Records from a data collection
***

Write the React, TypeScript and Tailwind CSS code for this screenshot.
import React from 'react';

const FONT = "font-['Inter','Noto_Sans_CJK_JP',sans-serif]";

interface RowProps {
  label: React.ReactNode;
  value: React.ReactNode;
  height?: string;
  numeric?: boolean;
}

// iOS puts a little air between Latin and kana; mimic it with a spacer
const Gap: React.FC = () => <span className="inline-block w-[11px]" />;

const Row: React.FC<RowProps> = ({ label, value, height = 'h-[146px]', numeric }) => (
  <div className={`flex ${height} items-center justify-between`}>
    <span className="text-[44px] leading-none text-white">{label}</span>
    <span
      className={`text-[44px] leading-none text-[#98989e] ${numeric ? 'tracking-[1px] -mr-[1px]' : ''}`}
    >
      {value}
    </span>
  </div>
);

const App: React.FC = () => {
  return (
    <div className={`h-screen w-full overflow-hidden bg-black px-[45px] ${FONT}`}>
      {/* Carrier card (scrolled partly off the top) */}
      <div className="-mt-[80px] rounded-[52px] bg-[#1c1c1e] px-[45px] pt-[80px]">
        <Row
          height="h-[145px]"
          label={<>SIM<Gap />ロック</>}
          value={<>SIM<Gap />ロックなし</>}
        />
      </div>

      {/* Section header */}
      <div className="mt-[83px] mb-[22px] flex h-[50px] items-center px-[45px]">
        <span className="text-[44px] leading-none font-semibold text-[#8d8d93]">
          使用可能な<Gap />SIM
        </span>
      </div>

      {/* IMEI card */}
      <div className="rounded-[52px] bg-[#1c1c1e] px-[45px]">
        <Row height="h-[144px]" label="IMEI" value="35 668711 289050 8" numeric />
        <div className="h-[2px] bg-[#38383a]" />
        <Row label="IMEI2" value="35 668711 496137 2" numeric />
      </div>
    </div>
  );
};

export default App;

***

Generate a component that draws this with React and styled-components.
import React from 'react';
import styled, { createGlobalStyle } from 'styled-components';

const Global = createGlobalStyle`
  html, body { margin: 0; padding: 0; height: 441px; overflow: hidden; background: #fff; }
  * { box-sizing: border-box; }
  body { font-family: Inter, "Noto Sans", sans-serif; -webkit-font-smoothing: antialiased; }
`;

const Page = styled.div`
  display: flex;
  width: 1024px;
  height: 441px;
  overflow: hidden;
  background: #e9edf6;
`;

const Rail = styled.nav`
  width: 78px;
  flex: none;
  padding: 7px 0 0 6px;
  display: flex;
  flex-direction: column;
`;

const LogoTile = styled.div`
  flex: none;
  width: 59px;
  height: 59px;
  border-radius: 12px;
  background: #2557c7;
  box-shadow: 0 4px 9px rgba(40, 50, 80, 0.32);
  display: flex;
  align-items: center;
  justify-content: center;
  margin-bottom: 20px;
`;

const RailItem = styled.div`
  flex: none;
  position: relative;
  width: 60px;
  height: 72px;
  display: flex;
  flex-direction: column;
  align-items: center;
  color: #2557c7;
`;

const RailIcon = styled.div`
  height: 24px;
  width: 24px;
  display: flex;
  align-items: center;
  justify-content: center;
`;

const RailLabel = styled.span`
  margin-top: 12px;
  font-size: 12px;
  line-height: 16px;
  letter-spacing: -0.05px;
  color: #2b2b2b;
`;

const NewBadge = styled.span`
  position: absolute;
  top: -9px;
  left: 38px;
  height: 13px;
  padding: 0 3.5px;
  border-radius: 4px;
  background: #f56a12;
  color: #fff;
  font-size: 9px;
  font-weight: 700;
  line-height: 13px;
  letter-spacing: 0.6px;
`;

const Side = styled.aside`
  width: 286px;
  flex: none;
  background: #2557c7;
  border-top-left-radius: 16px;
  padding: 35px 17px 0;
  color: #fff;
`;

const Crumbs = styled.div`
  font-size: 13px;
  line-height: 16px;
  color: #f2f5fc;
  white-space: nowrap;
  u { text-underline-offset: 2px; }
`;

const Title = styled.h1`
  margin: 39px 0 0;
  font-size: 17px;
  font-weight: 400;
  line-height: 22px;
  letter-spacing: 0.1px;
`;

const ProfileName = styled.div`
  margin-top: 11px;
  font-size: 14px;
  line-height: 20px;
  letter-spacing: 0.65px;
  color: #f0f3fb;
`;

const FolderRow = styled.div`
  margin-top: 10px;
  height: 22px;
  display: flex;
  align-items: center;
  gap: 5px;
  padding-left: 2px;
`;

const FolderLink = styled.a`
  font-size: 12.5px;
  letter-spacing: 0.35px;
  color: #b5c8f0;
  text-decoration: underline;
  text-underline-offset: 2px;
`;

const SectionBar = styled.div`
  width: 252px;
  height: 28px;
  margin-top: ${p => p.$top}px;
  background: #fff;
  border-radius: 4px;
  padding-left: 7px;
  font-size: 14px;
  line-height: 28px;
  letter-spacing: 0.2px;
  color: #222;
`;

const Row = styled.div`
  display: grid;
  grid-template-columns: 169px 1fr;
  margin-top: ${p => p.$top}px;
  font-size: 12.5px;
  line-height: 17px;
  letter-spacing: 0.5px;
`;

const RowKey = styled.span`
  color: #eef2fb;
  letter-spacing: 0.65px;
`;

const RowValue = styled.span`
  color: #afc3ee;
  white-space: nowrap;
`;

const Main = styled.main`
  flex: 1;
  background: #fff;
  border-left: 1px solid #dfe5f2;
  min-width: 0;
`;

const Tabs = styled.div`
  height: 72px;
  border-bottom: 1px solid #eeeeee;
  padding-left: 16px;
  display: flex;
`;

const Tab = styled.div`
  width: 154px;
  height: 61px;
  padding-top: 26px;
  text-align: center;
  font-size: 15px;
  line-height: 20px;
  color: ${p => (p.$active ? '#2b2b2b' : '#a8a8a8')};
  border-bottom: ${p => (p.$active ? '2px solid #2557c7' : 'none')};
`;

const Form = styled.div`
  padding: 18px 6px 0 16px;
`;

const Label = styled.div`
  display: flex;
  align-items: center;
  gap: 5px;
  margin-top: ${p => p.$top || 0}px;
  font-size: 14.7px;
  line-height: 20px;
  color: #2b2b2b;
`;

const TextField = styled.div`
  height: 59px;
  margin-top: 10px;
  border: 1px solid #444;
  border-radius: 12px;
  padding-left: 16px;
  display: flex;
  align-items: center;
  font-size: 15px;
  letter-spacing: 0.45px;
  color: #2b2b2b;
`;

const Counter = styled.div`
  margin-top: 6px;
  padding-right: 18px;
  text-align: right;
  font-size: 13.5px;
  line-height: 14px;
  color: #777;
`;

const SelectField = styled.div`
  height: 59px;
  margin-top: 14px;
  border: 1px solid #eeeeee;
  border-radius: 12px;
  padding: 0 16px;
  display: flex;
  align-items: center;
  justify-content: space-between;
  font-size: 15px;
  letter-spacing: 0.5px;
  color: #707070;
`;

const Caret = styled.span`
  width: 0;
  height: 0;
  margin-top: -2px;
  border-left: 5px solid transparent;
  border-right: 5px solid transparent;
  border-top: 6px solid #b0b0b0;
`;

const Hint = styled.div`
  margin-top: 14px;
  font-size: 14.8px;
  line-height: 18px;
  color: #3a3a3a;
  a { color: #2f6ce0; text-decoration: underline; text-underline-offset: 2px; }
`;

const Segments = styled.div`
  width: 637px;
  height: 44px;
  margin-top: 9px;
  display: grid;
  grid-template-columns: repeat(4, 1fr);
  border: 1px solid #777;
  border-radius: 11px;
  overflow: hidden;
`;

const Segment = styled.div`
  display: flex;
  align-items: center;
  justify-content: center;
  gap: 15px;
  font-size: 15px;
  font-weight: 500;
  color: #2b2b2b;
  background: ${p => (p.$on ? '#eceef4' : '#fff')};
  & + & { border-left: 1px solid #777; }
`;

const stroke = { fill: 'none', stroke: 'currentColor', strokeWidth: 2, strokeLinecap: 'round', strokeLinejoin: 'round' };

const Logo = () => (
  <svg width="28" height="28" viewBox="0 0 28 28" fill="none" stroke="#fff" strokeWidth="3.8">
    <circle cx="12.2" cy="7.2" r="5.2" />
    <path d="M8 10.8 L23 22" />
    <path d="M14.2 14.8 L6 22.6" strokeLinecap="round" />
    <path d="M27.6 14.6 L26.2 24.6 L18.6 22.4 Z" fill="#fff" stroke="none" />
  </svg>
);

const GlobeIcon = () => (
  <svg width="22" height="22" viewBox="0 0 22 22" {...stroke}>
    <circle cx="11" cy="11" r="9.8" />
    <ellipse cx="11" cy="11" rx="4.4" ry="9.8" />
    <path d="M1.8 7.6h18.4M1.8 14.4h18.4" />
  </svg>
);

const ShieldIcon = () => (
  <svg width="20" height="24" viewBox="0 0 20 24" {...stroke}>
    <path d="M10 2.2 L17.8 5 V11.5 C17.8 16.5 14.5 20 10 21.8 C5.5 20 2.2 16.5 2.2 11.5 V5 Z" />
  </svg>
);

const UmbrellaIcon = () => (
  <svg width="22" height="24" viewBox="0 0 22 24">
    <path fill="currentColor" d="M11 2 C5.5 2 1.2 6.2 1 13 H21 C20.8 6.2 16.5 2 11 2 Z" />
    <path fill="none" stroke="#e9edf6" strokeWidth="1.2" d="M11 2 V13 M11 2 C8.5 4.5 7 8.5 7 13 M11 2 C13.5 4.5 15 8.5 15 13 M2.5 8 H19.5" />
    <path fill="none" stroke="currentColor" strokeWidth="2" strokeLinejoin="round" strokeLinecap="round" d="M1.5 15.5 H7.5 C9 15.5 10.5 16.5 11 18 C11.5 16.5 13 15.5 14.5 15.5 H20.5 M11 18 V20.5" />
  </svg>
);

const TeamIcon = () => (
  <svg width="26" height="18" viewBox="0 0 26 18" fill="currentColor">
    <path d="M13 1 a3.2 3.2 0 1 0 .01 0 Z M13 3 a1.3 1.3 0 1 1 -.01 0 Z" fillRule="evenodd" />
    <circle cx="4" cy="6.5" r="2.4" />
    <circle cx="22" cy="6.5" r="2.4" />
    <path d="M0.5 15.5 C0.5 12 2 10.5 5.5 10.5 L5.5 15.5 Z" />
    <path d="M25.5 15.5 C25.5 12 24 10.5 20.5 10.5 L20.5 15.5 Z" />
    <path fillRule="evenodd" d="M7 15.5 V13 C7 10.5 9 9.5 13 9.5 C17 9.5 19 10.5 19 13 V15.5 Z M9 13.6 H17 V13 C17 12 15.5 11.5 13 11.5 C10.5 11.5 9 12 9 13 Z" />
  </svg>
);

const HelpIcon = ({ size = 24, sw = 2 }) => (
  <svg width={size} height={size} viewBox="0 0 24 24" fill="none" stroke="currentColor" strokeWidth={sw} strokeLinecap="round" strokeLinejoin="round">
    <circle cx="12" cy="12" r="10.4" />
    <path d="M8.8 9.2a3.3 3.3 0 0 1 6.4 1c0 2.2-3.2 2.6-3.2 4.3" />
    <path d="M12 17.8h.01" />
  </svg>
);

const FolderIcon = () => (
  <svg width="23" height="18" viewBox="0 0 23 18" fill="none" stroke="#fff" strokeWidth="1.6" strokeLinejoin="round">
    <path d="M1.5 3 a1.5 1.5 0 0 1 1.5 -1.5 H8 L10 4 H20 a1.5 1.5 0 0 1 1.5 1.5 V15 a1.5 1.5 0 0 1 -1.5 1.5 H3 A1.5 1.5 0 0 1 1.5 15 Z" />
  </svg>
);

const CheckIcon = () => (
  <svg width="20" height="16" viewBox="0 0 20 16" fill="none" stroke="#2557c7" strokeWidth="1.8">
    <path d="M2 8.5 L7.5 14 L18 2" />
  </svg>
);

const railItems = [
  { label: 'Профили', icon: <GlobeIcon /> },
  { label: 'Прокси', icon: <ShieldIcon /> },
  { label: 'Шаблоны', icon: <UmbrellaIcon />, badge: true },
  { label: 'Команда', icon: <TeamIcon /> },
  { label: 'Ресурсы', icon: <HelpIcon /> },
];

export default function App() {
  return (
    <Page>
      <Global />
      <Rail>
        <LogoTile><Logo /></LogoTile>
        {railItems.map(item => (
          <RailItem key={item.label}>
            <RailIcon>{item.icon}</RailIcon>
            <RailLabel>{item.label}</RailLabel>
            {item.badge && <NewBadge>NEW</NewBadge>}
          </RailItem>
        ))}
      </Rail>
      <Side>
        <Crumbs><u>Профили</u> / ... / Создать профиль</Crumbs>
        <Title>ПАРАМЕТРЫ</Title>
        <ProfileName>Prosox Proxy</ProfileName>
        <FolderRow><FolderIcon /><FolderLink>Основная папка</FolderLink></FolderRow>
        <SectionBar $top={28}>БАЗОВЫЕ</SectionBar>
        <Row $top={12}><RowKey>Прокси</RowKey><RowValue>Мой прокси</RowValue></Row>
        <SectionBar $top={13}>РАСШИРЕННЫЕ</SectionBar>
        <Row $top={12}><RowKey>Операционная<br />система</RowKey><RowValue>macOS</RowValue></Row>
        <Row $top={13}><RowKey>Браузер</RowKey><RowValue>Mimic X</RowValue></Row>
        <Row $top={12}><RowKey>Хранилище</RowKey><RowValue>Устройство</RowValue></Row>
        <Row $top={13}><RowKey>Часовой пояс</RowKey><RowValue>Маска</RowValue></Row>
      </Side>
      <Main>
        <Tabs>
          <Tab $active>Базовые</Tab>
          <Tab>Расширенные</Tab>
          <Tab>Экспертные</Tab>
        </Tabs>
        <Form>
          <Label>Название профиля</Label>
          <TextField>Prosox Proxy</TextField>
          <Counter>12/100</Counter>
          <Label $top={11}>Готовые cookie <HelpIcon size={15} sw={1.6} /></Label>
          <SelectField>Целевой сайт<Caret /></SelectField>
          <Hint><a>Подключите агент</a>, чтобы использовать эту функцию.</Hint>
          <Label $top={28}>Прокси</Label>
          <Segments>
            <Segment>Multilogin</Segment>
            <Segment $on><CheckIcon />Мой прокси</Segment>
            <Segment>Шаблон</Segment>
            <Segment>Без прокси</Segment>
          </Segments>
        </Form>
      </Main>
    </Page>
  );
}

***

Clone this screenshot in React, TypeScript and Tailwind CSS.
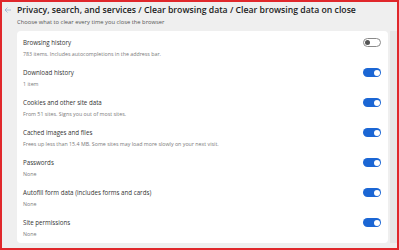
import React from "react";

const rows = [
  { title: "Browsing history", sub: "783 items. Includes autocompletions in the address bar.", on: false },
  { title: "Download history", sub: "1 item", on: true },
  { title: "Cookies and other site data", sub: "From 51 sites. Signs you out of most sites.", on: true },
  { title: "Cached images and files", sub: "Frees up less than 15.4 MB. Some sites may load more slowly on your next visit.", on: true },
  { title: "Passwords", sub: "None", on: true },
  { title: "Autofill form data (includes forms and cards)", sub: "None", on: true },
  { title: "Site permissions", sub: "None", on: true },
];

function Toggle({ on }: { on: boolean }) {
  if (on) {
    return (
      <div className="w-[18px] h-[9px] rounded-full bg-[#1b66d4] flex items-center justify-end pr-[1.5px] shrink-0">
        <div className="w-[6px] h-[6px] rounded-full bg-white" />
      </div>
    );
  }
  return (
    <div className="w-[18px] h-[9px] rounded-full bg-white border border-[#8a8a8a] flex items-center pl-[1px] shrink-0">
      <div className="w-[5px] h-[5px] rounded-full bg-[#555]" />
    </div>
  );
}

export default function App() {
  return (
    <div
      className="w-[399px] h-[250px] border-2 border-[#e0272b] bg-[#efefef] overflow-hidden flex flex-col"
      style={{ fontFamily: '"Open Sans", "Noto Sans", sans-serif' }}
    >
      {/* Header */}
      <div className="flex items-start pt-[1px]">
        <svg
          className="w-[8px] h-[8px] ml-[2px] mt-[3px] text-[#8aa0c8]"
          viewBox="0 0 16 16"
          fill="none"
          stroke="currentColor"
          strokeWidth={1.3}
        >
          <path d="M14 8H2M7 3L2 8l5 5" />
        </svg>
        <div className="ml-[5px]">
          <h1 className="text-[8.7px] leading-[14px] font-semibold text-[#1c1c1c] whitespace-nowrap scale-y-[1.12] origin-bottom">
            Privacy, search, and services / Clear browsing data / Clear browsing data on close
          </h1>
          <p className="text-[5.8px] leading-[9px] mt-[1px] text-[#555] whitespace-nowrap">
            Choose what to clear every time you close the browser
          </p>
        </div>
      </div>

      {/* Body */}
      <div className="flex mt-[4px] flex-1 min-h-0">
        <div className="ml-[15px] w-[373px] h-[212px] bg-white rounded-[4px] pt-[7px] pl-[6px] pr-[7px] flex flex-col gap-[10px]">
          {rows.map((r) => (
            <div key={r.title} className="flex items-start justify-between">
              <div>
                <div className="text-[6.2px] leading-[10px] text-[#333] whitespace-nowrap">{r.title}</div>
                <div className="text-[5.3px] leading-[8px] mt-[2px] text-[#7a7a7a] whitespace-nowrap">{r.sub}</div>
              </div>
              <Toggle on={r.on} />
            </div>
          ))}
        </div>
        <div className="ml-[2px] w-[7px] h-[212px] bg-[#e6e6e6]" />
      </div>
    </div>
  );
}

***

Pull every line containing "with" from the material above.

// iOS puts a little air between Latin and kana; mimic it with a spacer
Generate a component that draws this with React and styled-components.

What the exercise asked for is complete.